_STORED DATA_:
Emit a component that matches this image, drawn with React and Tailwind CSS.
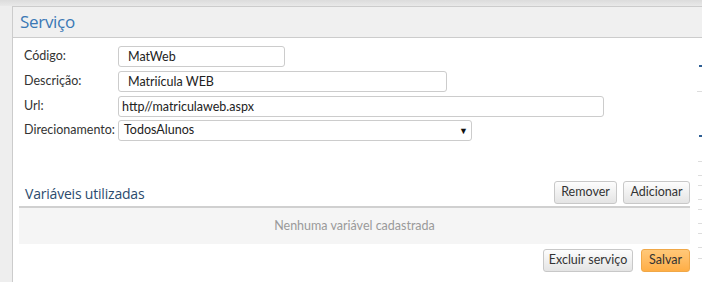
import React from 'react';

const Field = ({ label, children }) => (
  <div className="flex items-center h-[21px]">
    <label className="w-[94px] text-[12.5px] text-[#333]">{label}</label>
    {children}
  </div>
);

const Btn = ({ children, className = '' }) => (
  <button
    className={`h-[23px] rounded-[3px] border border-[#c8c8c8] bg-gradient-to-b from-[#fdfdfd] to-[#e4e4e4] text-[12.5px] text-[#333] ${className}`}
  >
    {children}
  </button>
);

const heading = { fontFamily: '"Open Sans", "Noto Sans", sans-serif' };

const App = () => {
  return (
    <div
      className="w-[702px] h-[282px] overflow-hidden bg-[#eeeeee] flex flex-col"
      style={{ fontFamily: 'Lato, "Noto Sans", sans-serif' }}
    >
      <div className="h-[6px] bg-gradient-to-b from-[#dcdcdc] to-[#e9e9e9]" />
      <div className="flex flex-1 pl-[12px]">
        <div className="flex-1 flex flex-col border-l border-t border-[#cccccc]">
          {/* header */}
          <div className="h-[31px] bg-[#f0f0f0] border-b border-[#cccccc] flex items-center pl-[7px]">
            <h1 style={heading} className="text-[17px] text-[#3a78b5] tracking-[-0.3px]">
              Serviço
            </h1>
          </div>

          <div className="flex-1 flex bg-white">
            <div className="flex-1 flex flex-col">
              {/* form */}
              <div className="pl-[11px] pt-[8px] flex flex-col">
                <Field label="Código:">
                  <input
                    readOnly
                    defaultValue="MatWeb"
                    className="w-[167px] h-[21px] border border-[#cccccc] rounded-[3px] pl-[9px] text-[12.5px] text-[#222] outline-none"
                  />
                </Field>
                <div className="mt-[4px]">
                  <Field label="Descrição:">
                    <input
                      readOnly
                      defaultValue="Matriícula WEB"
                      className="w-[329px] h-[21px] border border-[#cccccc] rounded-[3px] pl-[9px] text-[12.5px] text-[#222] outline-none"
                    />
                  </Field>
                </div>
                <div className="mt-[4px]">
                  <Field label="Url:">
                    <input
                      readOnly
                      defaultValue="http//matriculaweb.aspx"
                      className="w-[486px] h-[21px] border border-[#cccccc] rounded-[3px] pl-[3px] text-[12.5px] text-[#222] outline-none"
                    />
                  </Field>
                </div>
                <div className="mt-[3px]">
                  <Field label="Direcionamento:">
                    <div className="w-[354px] h-[21px] border border-[#cccccc] rounded-[3px] pl-[5px] pr-[3px] flex items-center justify-between text-[12.5px] text-[#222]">
                      <span>TodosAlunos</span>
                      <span className="text-[9px] text-[#111]">▼</span>
                    </div>
                  </Field>
                </div>
              </div>

              {/* variables */}
              <div className="mt-[40px] ml-[6px] mr-[7px] flex flex-col">
                <div className="flex items-center justify-between pb-[2px]">
                  <h2 style={heading} className="pl-[6px] pt-[2px] text-[14px] text-[#2c4b6e] tracking-[-0.2px]">
                    Variáveis utilizadas
                  </h2>
                  <div className="flex gap-[6px]">
                    <Btn className="w-[63px]">Remover</Btn>
                    <Btn className="w-[67px]">Adicionar</Btn>
                  </div>
                </div>
                <div className="h-[2px] bg-[#d0d0d0]" />
                <div className="h-[36px] bg-[#f5f5f5] flex items-center justify-center text-[12.5px] text-[#9a9a9a]">
                  Nenhuma variável cadastrada
                </div>
                <div className="flex justify-end gap-[8px] mt-[5px]">
                  <Btn className="w-[90px]">Excluir serviço</Btn>
                  <button className="w-[49px] h-[23px] rounded-[3px] border border-[#f0a848] bg-gradient-to-b from-[#ffc878] to-[#ffae45] text-[12.5px] text-[#333]">
                    Salvar
                  </button>
                </div>
              </div>
            </div>

            {/* clipped neighbour panel */}
            <div className="w-[5px] flex flex-col">
              <div className="mt-[27px] ml-[2px] h-[2px] bg-[#2e5f94]" />
              <div className="mt-[24px] h-[1px] bg-[#dddddd]" />
              <div className="mt-[43px] ml-[2px] h-[2px] bg-[#2e5f94]" />
              <div className="mt-[24px] ml-[1px] h-[1px] bg-[#dddddd]" />
              <div className="mt-[13px] ml-[1px] h-[1px] bg-[#dddddd]" />
              <div className="mt-[9px] ml-[1px] h-[1px] bg-[#dddddd]" />
              <div className="mt-[13px] ml-[1px] h-[1px] bg-[#dddddd]" />
              <div className="mt-[9px] ml-[1px] h-[1px] bg-[#dddddd]" />
              <div className="mt-[13px] ml-[1px] h-[1px] bg-[#dddddd]" />
              <div className="mt-[9px] ml-[1px] h-[1px] bg-[#dddddd]" />
              <div className="mt-[13px] ml-[1px] h-[1px] bg-[#dddddd]" />
              <div className="mt-[10px] ml-[1px] h-[1px] bg-[#dddddd]" />
            </div>
          </div>
        </div>
      </div>
    </div>
  );
};

export default App;
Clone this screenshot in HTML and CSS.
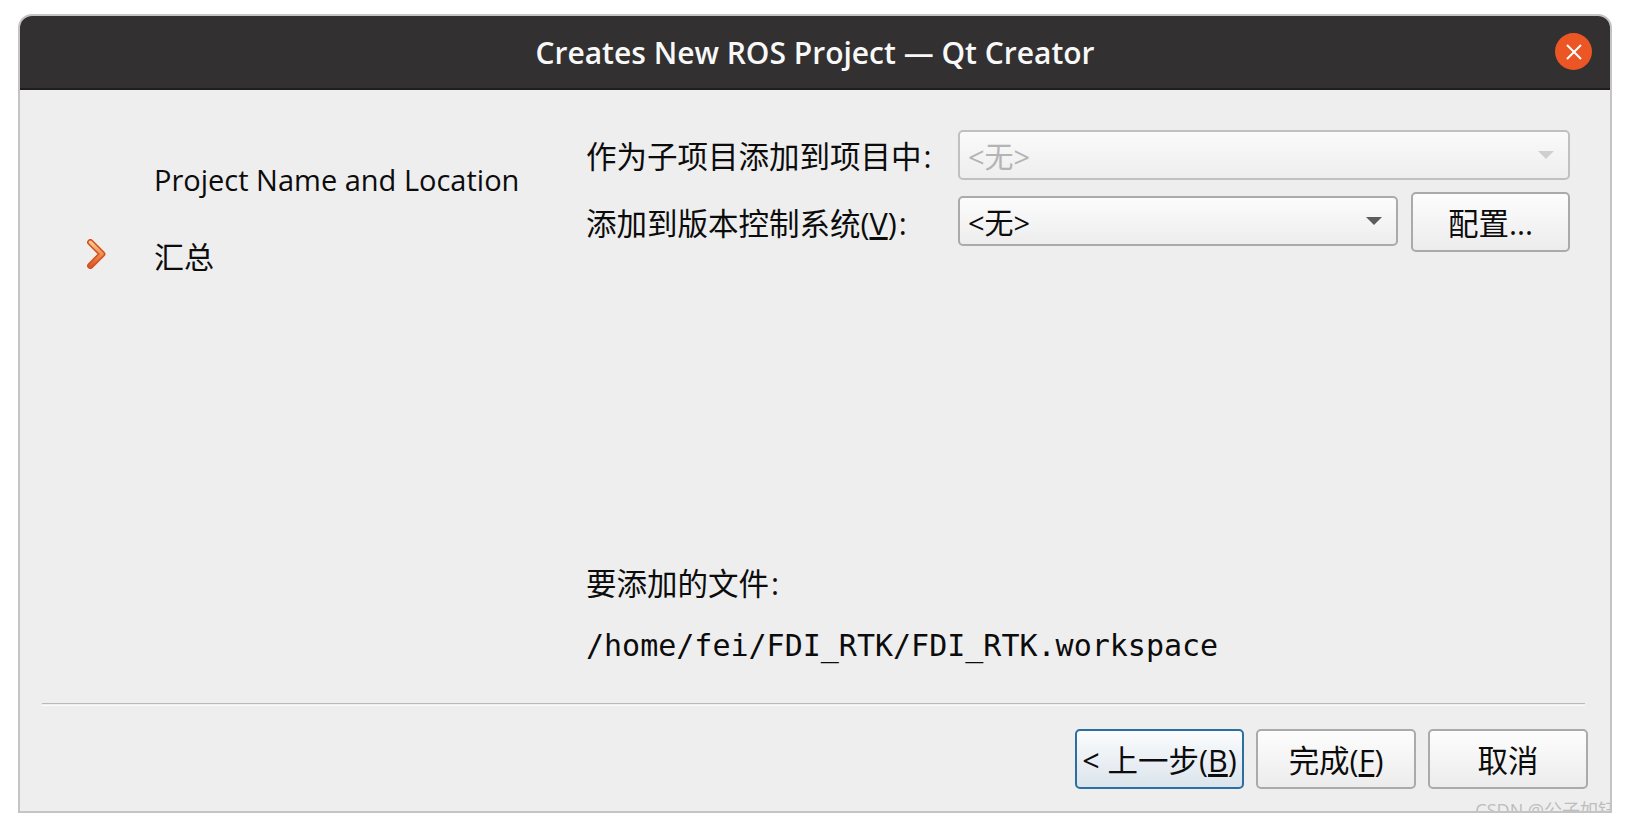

_EXERCISE INSTRUCTIONS_: Look above for every line with the word "React" and copy it.

_EXPECTED ANSWER_:
Emit a component that matches this image, drawn with React and Tailwind CSS.
import React from 'react';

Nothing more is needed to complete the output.